## Start Information shown
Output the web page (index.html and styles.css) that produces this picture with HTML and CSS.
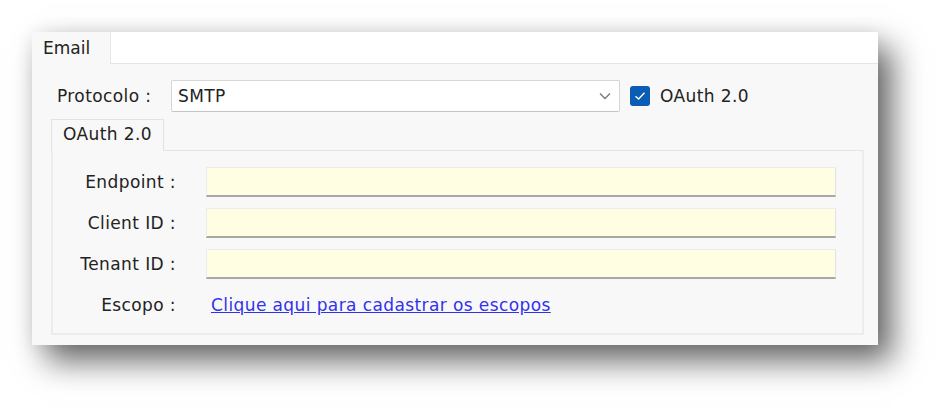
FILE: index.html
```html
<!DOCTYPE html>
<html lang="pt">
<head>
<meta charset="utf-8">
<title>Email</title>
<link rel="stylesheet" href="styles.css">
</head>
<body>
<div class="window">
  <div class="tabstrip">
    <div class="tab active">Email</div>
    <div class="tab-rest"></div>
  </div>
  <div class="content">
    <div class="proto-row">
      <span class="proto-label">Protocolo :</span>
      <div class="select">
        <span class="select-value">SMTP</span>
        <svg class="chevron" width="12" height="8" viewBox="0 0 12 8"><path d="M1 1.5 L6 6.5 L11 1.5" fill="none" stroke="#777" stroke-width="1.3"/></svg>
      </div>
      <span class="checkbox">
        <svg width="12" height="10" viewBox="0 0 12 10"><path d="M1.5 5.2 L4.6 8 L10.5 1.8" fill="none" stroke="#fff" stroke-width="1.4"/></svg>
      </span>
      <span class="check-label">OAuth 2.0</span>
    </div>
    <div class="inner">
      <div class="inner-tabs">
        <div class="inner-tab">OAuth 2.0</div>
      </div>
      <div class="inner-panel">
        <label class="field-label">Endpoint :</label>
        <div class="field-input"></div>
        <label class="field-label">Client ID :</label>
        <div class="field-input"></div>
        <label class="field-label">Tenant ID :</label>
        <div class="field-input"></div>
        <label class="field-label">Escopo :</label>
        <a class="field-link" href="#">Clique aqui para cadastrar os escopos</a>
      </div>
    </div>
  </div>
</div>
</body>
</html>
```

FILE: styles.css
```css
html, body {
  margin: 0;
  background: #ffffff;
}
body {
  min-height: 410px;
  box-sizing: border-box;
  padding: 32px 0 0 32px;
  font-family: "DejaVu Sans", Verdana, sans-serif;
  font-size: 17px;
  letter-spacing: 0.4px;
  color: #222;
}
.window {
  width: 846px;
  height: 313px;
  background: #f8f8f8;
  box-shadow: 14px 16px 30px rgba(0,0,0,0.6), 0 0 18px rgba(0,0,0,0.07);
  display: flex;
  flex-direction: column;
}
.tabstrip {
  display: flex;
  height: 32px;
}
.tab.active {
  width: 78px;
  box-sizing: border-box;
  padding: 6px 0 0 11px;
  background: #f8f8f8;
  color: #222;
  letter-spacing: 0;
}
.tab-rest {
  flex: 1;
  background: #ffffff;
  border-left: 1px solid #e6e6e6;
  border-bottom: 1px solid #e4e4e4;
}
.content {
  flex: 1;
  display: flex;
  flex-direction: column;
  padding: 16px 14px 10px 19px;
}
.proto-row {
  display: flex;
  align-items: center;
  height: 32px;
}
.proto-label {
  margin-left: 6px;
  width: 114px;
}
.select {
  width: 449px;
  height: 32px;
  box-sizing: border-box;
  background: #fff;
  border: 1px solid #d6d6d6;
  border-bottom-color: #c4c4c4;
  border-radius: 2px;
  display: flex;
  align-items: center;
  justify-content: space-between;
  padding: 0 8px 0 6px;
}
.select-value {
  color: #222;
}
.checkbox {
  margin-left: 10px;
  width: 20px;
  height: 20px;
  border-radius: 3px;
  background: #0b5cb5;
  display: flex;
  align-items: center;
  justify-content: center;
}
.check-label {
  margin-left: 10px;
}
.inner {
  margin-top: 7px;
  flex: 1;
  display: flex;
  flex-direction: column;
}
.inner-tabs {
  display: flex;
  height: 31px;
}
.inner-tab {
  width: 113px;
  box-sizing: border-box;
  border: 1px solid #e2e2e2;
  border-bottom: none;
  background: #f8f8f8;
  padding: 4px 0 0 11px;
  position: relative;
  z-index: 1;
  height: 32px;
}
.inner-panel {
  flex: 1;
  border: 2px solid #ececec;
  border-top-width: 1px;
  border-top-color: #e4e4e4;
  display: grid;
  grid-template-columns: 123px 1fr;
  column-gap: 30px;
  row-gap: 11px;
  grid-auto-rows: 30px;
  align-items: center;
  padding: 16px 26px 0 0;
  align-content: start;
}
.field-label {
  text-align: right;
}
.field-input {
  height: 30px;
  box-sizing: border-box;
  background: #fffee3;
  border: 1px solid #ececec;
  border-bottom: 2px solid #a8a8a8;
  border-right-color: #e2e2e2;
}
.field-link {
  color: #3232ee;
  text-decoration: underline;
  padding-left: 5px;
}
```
## End Information shown
## [Work to complete]
Leave every image out, and retype the material exactly.

## [Exercise result]
Output the web page (index.html and styles.css) that produces this picture with HTML and CSS.
FILE: index.html
```html
<!DOCTYPE html>
<html lang="pt">
<head>
<meta charset="utf-8">
<title>Email</title>
<link rel="stylesheet" href="styles.css">
</head>
<body>
<div class="window">
  <div class="tabstrip">
    <div class="tab active">Email</div>
    <div class="tab-rest"></div>
  </div>
  <div class="content">
    <div class="proto-row">
      <span class="proto-label">Protocolo :</span>
      <div class="select">
        <span class="select-value">SMTP</span>
        <svg class="chevron" width="12" height="8" viewBox="0 0 12 8"><path d="M1 1.5 L6 6.5 L11 1.5" fill="none" stroke="#777" stroke-width="1.3"/></svg>
      </div>
      <span class="checkbox">
        <svg width="12" height="10" viewBox="0 0 12 10"><path d="M1.5 5.2 L4.6 8 L10.5 1.8" fill="none" stroke="#fff" stroke-width="1.4"/></svg>
      </span>
      <span class="check-label">OAuth 2.0</span>
    </div>
    <div class="inner">
      <div class="inner-tabs">
        <div class="inner-tab">OAuth 2.0</div>
      </div>
      <div class="inner-panel">
        <label class="field-label">Endpoint :</label>
        <div class="field-input"></div>
        <label class="field-label">Client ID :</label>
        <div class="field-input"></div>
        <label class="field-label">Tenant ID :</label>
        <div class="field-input"></div>
        <label class="field-label">Escopo :</label>
        <a class="field-link" href="#">Clique aqui para cadastrar os escopos</a>
      </div>
    </div>
  </div>
</div>
</body>
</html>
```

FILE: styles.css
```css
html, body {
  margin: 0;
  background: #ffffff;
}
body {
  min-height: 410px;
  box-sizing: border-box;
  padding: 32px 0 0 32px;
  font-family: "DejaVu Sans", Verdana, sans-serif;
  font-size: 17px;
  letter-spacing: 0.4px;
  color: #222;
}
.window {
  width: 846px;
  height: 313px;
  background: #f8f8f8;
  box-shadow: 14px 16px 30px rgba(0,0,0,0.6), 0 0 18px rgba(0,0,0,0.07);
  display: flex;
  flex-direction: column;
}
.tabstrip {
  display: flex;
  height: 32px;
}
.tab.active {
  width: 78px;
  box-sizing: border-box;
  padding: 6px 0 0 11px;
  background: #f8f8f8;
  color: #222;
  letter-spacing: 0;
}
.tab-rest {
  flex: 1;
  background: #ffffff;
  border-left: 1px solid #e6e6e6;
  border-bottom: 1px solid #e4e4e4;
}
.content {
  flex: 1;
  display: flex;
  flex-direction: column;
  padding: 16px 14px 10px 19px;
}
.proto-row {
  display: flex;
  align-items: center;
  height: 32px;
}
.proto-label {
  margin-left: 6px;
  width: 114px;
}
.select {
  width: 449px;
  height: 32px;
  box-sizing: border-box;
  background: #fff;
  border: 1px solid #d6d6d6;
  border-bottom-color: #c4c4c4;
  border-radius: 2px;
  display: flex;
  align-items: center;
  justify-content: space-between;
  padding: 0 8px 0 6px;
}
.select-value {
  color: #222;
}
.checkbox {
  margin-left: 10px;
  width: 20px;
  height: 20px;
  border-radius: 3px;
  background: #0b5cb5;
  display: flex;
  align-items: center;
  justify-content: center;
}
.check-label {
  margin-left: 10px;
}
.inner {
  margin-top: 7px;
  flex: 1;
  display: flex;
  flex-direction: column;
}
.inner-tabs {
  display: flex;
  height: 31px;
}
.inner-tab {
  width: 113px;
  box-sizing: border-box;
  border: 1px solid #e2e2e2;
  border-bottom: none;
  background: #f8f8f8;
  padding: 4px 0 0 11px;
  position: relative;
  z-index: 1;
  height: 32px;
}
.inner-panel {
  flex: 1;
  border: 2px solid #ececec;
  border-top-width: 1px;
  border-top-color: #e4e4e4;
  display: grid;
  grid-template-columns: 123px 1fr;
  column-gap: 30px;
  row-gap: 11px;
  grid-auto-rows: 30px;
  align-items: center;
  padding: 16px 26px 0 0;
  align-content: start;
}
.field-label {
  text-align: right;
}
.field-input {
  height: 30px;
  box-sizing: border-box;
  background: #fffee3;
  border: 1px solid #ececec;
  border-bottom: 2px solid #a8a8a8;
  border-right-color: #e2e2e2;
}
.field-link {
  color: #3232ee;
  text-decoration: underline;
  padding-left: 5px;
}
```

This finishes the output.